# Staghorn Algae - photoperiod or light?



## smmcgill (Oct 26, 2014)

Hi all, I'm looking for some direction/opinion since you are all more experienced than I am, and have been so helpful. I have some algae beginning to take hold in my new-ish 10g NPT, and after a bit of Google research, I'm pretty sure it's Staghorn. It looks blue-black in the tank, but green when I pull it out. Long, branching filaments. Hard to yank off the leaves of the plants it is on. Mostly on my Pelia, but also some now on Bacopa and Lobelia.

I'm running two 23-watt (or 26? The 100W replacements) CFLs, horizontally.

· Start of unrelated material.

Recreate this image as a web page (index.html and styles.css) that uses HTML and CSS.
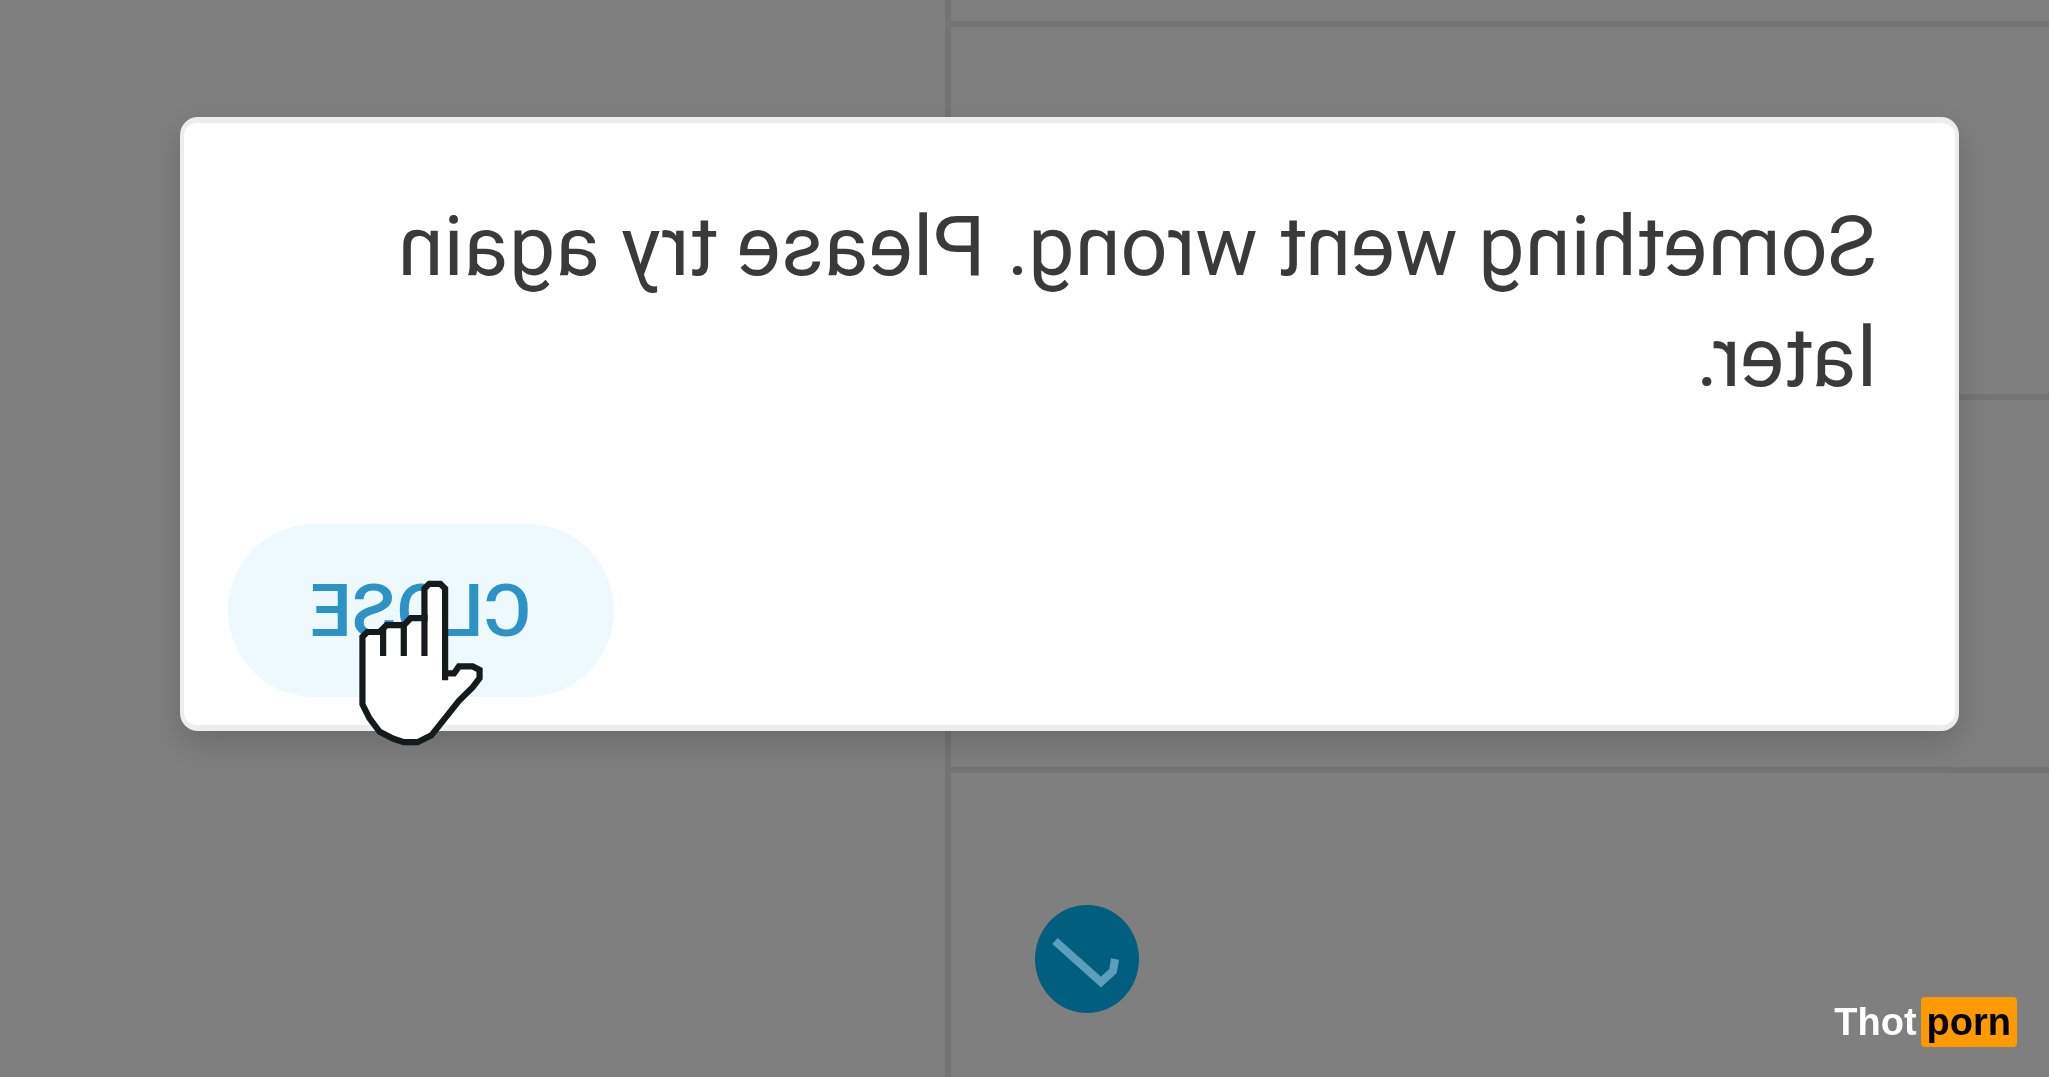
FILE: index.html
```html
<!DOCTYPE html>
<html lang="en">

<head>
    <meta charset="UTF-8">
    <meta name="viewport" content="width=device-width, initial-scale=1.0">
    <title>Something went wrong</title>
    <link rel="stylesheet" href="styles.css">
</head>

<body>

    <div class="screen">
        <main class="rows">
            <div class="row row-first"></div>
            <div class="row"></div>
            <div class="row"></div>
            <div class="row row-last">
                <svg class="check" viewBox="0 0 104 108" aria-hidden="true">
                    <ellipse cx="52" cy="54" rx="52" ry="54" fill="#005f7e" />
                    <path d="M24 54 L26 66 L38 77 L84 36" fill="none" stroke="#5c9ebc" stroke-width="8" />
                </svg>
            </div>
        </main>
        <aside class="side"></aside>

        <div class="overlay">
            <div class="dialog" role="alertdialog" aria-labelledby="message">
                <p class="message" id="message">Something went wrong. Please try again later.</p>
                <div class="actions">
                    <button class="close-btn" type="button">CLOSE</button>
                    <svg class="cursor" viewBox="0 0 18 24" aria-hidden="true">
                        <path d="M5.5 14.5 V1.2 L6.2 .5 H7.8 L8.5 1.2 V5.5 H10.5 L11.5 6.5 H14 L15 7.5 H16.8 L17.5 8.2 V18 L16.5 20 L15 22 L13 23 L11.5 23.5 H9.5 L7.5 22.5 L5.5 20 L3.5 17.5 L1.5 15.5 L.5 14.2 V13 L1.5 12.5 H3.5 L4.2 13.5 H5.5" fill="#fff" stroke="#151a1d" stroke-width=".9" />
                        <path d="M8.5 5 V11 M11.5 6.5 V11 M14.5 7 V11" fill="none" stroke="#151a1d" stroke-width=".9" />
                    </svg>
                </div>
            </div>
        </div>
    </div>

    <div class="watermark">Thot<span class="tag">porn</span></div>

</body>

</html>
```

FILE: styles.css
```css
* {
    box-sizing: border-box;
    margin: 0;
    padding: 0;
}

body {
    min-height: 100vh;
    background-color: #7f7f7f;
    font-family: Roboto, Arial, sans-serif;
}

/* the whole view is shown mirrored */
.screen {
    position: relative;
    display: flex;
    min-height: 100vh;
    transform: scaleX(-1);
}

.rows {
    display: flex;
    flex-direction: column;
    width: 53.9%;
    border-right: 6px solid #747474;
}

.side {
    flex: 1;
}

.row {
    height: 373px;
    border-bottom: 6px solid #747474;
}

.row-first {
    height: 27px;
}

.row-last {
    display: flex;
    flex: 1;
    justify-content: flex-end;
    align-items: flex-start;
    padding: 132px 84px 0 0;
    border-bottom: none;
}

.check {
    width: 104px;
    height: 108px;
}

.overlay {
    position: absolute;
    inset: 0;
    padding: 117px 180px 0 90px;
}

.dialog {
    padding: 68px 44px 28px 78px;
    background-color: #fff;
    border: 4px solid #ededed;
    border-width: 6px 4px;
    border-radius: 18px;
    box-shadow: 0 12px 30px rgba(0, 0, 0, 0.16);
}

.message {
    margin-bottom: 111px;
    padding-right: 80px;
    font-size: 83px;
    line-height: 111px;
    color: #3a3a3a;
}

.actions {
    position: relative;
    display: flex;
    justify-content: flex-end;
}

.close-btn {
    width: 386px;
    height: 173px;
    border: none;
    border-radius: 87px;
    background-color: #edf9fd;
    font-family: inherit;
    font-size: 73px;
    font-weight: 500;
    color: #2c93c4;
    cursor: pointer;
}

.cursor {
    position: absolute;
    top: 56px;
    right: 131px;
    width: 124px;
    height: 166px;
}

.watermark {
    position: absolute;
    right: 32px;
    bottom: 30px;
    display: flex;
    align-items: center;
    gap: 4px;
    font-family: "Liberation Sans", Arial, sans-serif;
    font-size: 38px;
    font-weight: bold;
    line-height: 50px;
    color: #fff;
}

.tag {
    padding: 0 6px;
    border-radius: 4px;
    background-color: #ff9900;
    color: #000;
}
```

So, would your first reaction be to shorten the photoperiod, reduce the lighting, or something else? I don't dose anything, and no CO2 currently.


----------



## BruceF (Aug 5, 2011)

I usually run two 13w cfls horizontally . So yes I would say that is too much light.


----------



## Guck (Nov 27, 2014)

I run two 13w spiralled compact fluorescent in my 10gal and have no problem.


----------



## smmcgill (Oct 26, 2014)

To be honest, I can't remember why I switched the 13's that I originally had in there with the 26's... They're going back in now!


----------



## HDBenson (Sep 24, 2014)

+1 to high lighting.. are you using any sunlight to suppliment the tank(indirect/direct)? I have two 15w tube fluorescents and started getting algae so I cut down my photoperiod from eight on four off to six on six off six on six off and did some large water changes to decrease the TDS. What is your livestock - do you have any algae eaters in there ie Otos, Amanos, snails?


----------



## Michael (Jul 20, 2010)

Yes, too much light!


----------



## smmcgill (Oct 26, 2014)

HDBenson said:


> +1 to high lighting.. are you using any sunlight to suppliment the tank(indirect/direct)? I have two 15w tube fluorescents and started getting algae so I cut down my photoperiod from eight on four off to six on six off six on six off and did some large water changes to decrease the TDS. What is your livestock - do you have any algae eaters in there ie Otos, Amanos, snails?


No sunlight at all because of where the tank is located. Livestock: 6 guppies, 1 bristlenose pleco, 2 nerite snails, some MTS snails, and a whack of pond snails. Unless I'm missing it, they all completely ignore the algae I'm having the issue with, but do a great job keeping the glass clean.


----------